Sawitri Supardi Sadarjoen 
psikolog

Kebanyakan orangtua berpendapat, kalau anaknya pendiam atau sibuk bermain sendiri, berarti anaknya manis, penurut, mandiri, dan tidak perlu mendapat perhatian khusus.

Sementara kebanyakan orangtua yang disibukkan oleh anak yang sangat rewel, sering memberi sebutan anak itu nakal, banyak maunya, dan tidak menurut.

Terhadap anak yang pendiam, mandiri, dan selalu menyiapkan keperluan sekolah sendiri, orangtua merasa segala hal sudah tercukupkan karena anak tersebut memang pada dasarnya anak manis yang penurut dan tahu akan kewajibannya.

Namun, dapat terjadi orangtua dikejutkan perilaku anak yang semula manis, penurut, dan tahu kewajiban tersebut tiba-tiba mogok sekolah, tidak kooperatif, serta menunjukkan sikap melawan orangtua. Apa pun yang disarankan orangtua seolah mental dan tidak berpengaruh. Anak jadi mengurung diri dan baru keluar kamar bila lapar atau perlu ke kamar mandi.

Orangtua menjadi bingung. Anak dimarahi dan dibentak dengan ungkapan, ”Ngomong dong, ada apa, kenapa enggak mau sekolah!” Bahkan dipukul sekalipun anak bergeming, malahan bisa mengatakan, ”Bunuh saja saya sekalian.” Walaupun, setelah beberapa saat anak akhirnya mau membuka mulut, menceritakan sepintas kenapa dia mogok sekolah.

Ternyata anak mendapat pelecehan dari teman-teman di kelas, dimusuhi sebagian besar teman kelasnya, bahkan dikata-katai.
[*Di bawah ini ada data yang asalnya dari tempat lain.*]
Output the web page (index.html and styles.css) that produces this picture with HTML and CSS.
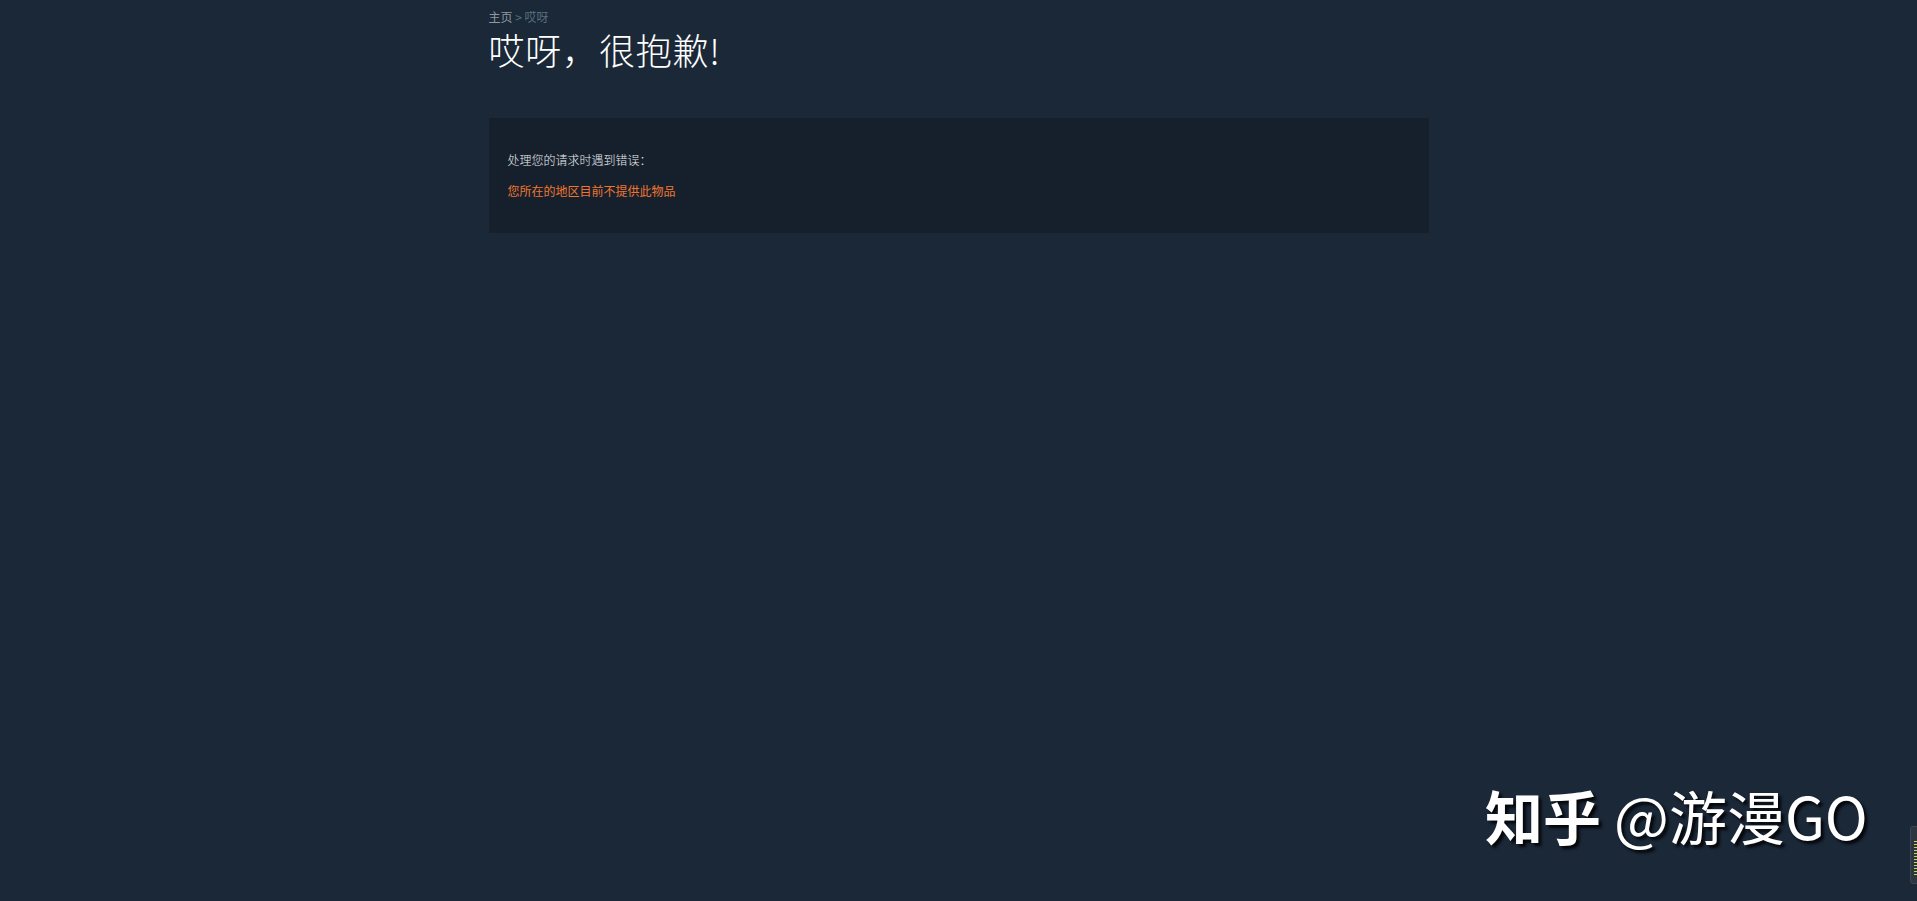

Tekanan emosional yang dialami anak sudah sedemikian besar dan tidak tertanggulangi lagi sehingga anak memutuskan mogok sekolah. Apa pun upaya orangtua dan guru untuk menarik kembali anak ke sekolah tidak berhasil. Anak tetap mengurung diri dengan konsekuensi tidak naik kelas. Sementara untuk pindah sekolah dan tidak naik kelas menuntut upaya khusus bagi anak dalam beradaptasi. Masalah semakin kompleks bagi anak di kemudian hari, apalagi bila kemudian ia juga mengalami kesulitan adaptasi dengan lingkungan baru.

Menyimak kasus anak mogok sekolah tersebut, kita dapat menyimpulkan, di balik perilaku mogok sekolah yang dilakukan anak tersebut, tersirat masalah yang lebih serius, yaitu kenyataan selama ini anak mengalami kesulitan dalam berkomunikasi dengan orangtua.

Andaikan anak terbiasa terbuka kepada orangtua dan mampu dengan lancar mengutarakan perasaan dan pengalaman di sekolah, maka sebelum masalah yang dialami menjadi separah itu, orangtua dengan cepat bisa meminta guru membantu anak mengatasi masalah pelecehan yang dilakukan teman sekelas terhadap anak tersebut sehingga terhindar dari kemungkinan ekses dari pelecehan tersebut terhadap kelanjutan studi anak.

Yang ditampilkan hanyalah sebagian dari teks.